** start **

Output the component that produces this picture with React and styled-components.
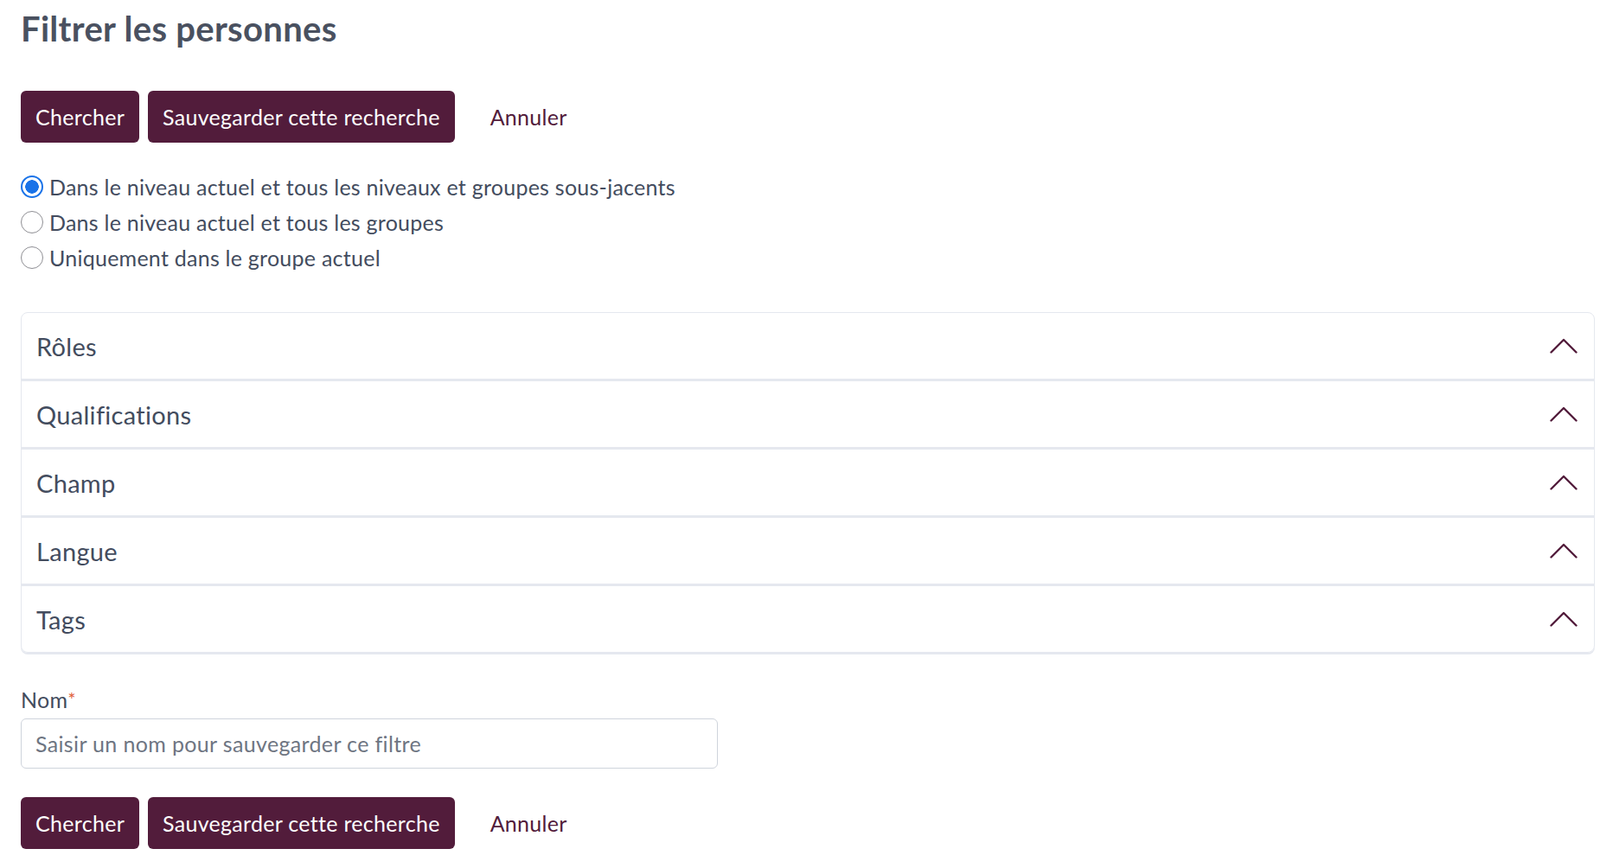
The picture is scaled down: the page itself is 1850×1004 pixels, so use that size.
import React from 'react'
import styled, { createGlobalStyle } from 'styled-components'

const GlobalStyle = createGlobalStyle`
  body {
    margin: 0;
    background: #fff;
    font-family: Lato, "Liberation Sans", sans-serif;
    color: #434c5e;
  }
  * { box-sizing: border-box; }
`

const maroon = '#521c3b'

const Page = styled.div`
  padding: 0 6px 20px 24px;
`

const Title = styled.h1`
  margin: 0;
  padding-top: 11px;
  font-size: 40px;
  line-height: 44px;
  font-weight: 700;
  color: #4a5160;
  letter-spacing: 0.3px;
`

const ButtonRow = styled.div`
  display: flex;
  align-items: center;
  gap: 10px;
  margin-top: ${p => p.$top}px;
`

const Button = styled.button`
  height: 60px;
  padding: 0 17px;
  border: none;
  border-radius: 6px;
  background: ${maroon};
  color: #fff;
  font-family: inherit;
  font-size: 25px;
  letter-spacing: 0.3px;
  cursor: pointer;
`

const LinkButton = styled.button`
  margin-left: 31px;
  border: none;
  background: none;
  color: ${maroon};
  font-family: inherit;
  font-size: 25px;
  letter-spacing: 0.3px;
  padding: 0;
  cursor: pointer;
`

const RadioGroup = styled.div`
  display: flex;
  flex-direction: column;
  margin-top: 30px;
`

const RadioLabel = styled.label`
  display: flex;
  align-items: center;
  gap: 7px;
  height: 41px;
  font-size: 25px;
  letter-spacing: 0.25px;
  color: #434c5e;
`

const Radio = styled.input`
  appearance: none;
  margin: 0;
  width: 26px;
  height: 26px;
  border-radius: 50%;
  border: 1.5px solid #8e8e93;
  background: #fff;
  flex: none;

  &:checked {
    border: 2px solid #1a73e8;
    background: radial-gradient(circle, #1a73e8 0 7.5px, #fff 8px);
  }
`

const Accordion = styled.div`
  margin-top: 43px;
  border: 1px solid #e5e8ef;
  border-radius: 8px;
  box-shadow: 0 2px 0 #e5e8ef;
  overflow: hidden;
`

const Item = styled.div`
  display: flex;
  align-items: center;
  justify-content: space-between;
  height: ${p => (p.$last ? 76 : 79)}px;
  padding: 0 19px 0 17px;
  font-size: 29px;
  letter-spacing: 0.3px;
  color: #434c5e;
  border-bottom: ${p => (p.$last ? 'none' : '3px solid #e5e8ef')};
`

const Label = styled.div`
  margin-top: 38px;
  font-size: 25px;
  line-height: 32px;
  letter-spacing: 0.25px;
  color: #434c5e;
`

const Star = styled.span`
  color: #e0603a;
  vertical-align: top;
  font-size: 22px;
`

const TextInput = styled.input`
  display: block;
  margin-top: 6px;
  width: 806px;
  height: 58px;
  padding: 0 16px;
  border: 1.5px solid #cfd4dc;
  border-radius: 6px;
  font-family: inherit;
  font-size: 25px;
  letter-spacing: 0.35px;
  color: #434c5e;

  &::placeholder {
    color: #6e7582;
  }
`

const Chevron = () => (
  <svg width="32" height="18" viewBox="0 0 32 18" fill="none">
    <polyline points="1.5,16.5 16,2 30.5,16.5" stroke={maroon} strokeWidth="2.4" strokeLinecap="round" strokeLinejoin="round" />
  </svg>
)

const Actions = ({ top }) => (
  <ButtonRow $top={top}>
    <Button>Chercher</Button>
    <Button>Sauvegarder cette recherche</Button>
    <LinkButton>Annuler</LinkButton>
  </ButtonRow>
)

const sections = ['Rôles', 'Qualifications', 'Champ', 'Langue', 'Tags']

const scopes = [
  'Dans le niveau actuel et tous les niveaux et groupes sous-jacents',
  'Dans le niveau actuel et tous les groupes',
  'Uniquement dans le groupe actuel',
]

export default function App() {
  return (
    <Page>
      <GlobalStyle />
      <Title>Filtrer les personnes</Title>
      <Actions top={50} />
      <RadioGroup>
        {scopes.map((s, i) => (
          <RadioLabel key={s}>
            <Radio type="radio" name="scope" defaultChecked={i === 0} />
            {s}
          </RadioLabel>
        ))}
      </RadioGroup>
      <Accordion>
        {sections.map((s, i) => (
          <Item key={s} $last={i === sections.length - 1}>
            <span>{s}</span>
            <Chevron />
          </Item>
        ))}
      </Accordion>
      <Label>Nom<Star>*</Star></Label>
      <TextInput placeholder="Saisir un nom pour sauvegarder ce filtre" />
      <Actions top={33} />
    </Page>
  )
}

** end **

### Task brief
Make an exact copy of the data above, pictures excluded.

### Finished answer
Output the component that produces this picture with React and styled-components.
The picture is scaled down: the page itself is 1850×1004 pixels, so use that size.
import React from 'react'
import styled, { createGlobalStyle } from 'styled-components'

const GlobalStyle = createGlobalStyle`
  body {
    margin: 0;
    background: #fff;
    font-family: Lato, "Liberation Sans", sans-serif;
    color: #434c5e;
  }
  * { box-sizing: border-box; }
`

const maroon = '#521c3b'

const Page = styled.div`
  padding: 0 6px 20px 24px;
`

const Title = styled.h1`
  margin: 0;
  padding-top: 11px;
  font-size: 40px;
  line-height: 44px;
  font-weight: 700;
  color: #4a5160;
  letter-spacing: 0.3px;
`

const ButtonRow = styled.div`
  display: flex;
  align-items: center;
  gap: 10px;
  margin-top: ${p => p.$top}px;
`

const Button = styled.button`
  height: 60px;
  padding: 0 17px;
  border: none;
  border-radius: 6px;
  background: ${maroon};
  color: #fff;
  font-family: inherit;
  font-size: 25px;
  letter-spacing: 0.3px;
  cursor: pointer;
`

const LinkButton = styled.button`
  margin-left: 31px;
  border: none;
  background: none;
  color: ${maroon};
  font-family: inherit;
  font-size: 25px;
  letter-spacing: 0.3px;
  padding: 0;
  cursor: pointer;
`

const RadioGroup = styled.div`
  display: flex;
  flex-direction: column;
  margin-top: 30px;
`

const RadioLabel = styled.label`
  display: flex;
  align-items: center;
  gap: 7px;
  height: 41px;
  font-size: 25px;
  letter-spacing: 0.25px;
  color: #434c5e;
`

const Radio = styled.input`
  appearance: none;
  margin: 0;
  width: 26px;
  height: 26px;
  border-radius: 50%;
  border: 1.5px solid #8e8e93;
  background: #fff;
  flex: none;

  &:checked {
    border: 2px solid #1a73e8;
    background: radial-gradient(circle, #1a73e8 0 7.5px, #fff 8px);
  }
`

const Accordion = styled.div`
  margin-top: 43px;
  border: 1px solid #e5e8ef;
  border-radius: 8px;
  box-shadow: 0 2px 0 #e5e8ef;
  overflow: hidden;
`

const Item = styled.div`
  display: flex;
  align-items: center;
  justify-content: space-between;
  height: ${p => (p.$last ? 76 : 79)}px;
  padding: 0 19px 0 17px;
  font-size: 29px;
  letter-spacing: 0.3px;
  color: #434c5e;
  border-bottom: ${p => (p.$last ? 'none' : '3px solid #e5e8ef')};
`

const Label = styled.div`
  margin-top: 38px;
  font-size: 25px;
  line-height: 32px;
  letter-spacing: 0.25px;
  color: #434c5e;
`

const Star = styled.span`
  color: #e0603a;
  vertical-align: top;
  font-size: 22px;
`

const TextInput = styled.input`
  display: block;
  margin-top: 6px;
  width: 806px;
  height: 58px;
  padding: 0 16px;
  border: 1.5px solid #cfd4dc;
  border-radius: 6px;
  font-family: inherit;
  font-size: 25px;
  letter-spacing: 0.35px;
  color: #434c5e;

  &::placeholder {
    color: #6e7582;
  }
`

const Chevron = () => (
  <svg width="32" height="18" viewBox="0 0 32 18" fill="none">
    <polyline points="1.5,16.5 16,2 30.5,16.5" stroke={maroon} strokeWidth="2.4" strokeLinecap="round" strokeLinejoin="round" />
  </svg>
)

const Actions = ({ top }) => (
  <ButtonRow $top={top}>
    <Button>Chercher</Button>
    <Button>Sauvegarder cette recherche</Button>
    <LinkButton>Annuler</LinkButton>
  </ButtonRow>
)

const sections = ['Rôles', 'Qualifications', 'Champ', 'Langue', 'Tags']

const scopes = [
  'Dans le niveau actuel et tous les niveaux et groupes sous-jacents',
  'Dans le niveau actuel et tous les groupes',
  'Uniquement dans le groupe actuel',
]

export default function App() {
  return (
    <Page>
      <GlobalStyle />
      <Title>Filtrer les personnes</Title>
      <Actions top={50} />
      <RadioGroup>
        {scopes.map((s, i) => (
          <RadioLabel key={s}>
            <Radio type="radio" name="scope" defaultChecked={i === 0} />
            {s}
          </RadioLabel>
        ))}
      </RadioGroup>
      <Accordion>
        {sections.map((s, i) => (
          <Item key={s} $last={i === sections.length - 1}>
            <span>{s}</span>
            <Chevron />
          </Item>
        ))}
      </Accordion>
      <Label>Nom<Star>*</Star></Label>
      <TextInput placeholder="Saisir un nom pour sauvegarder ce filtre" />
      <Actions top={33} />
    </Page>
  )
}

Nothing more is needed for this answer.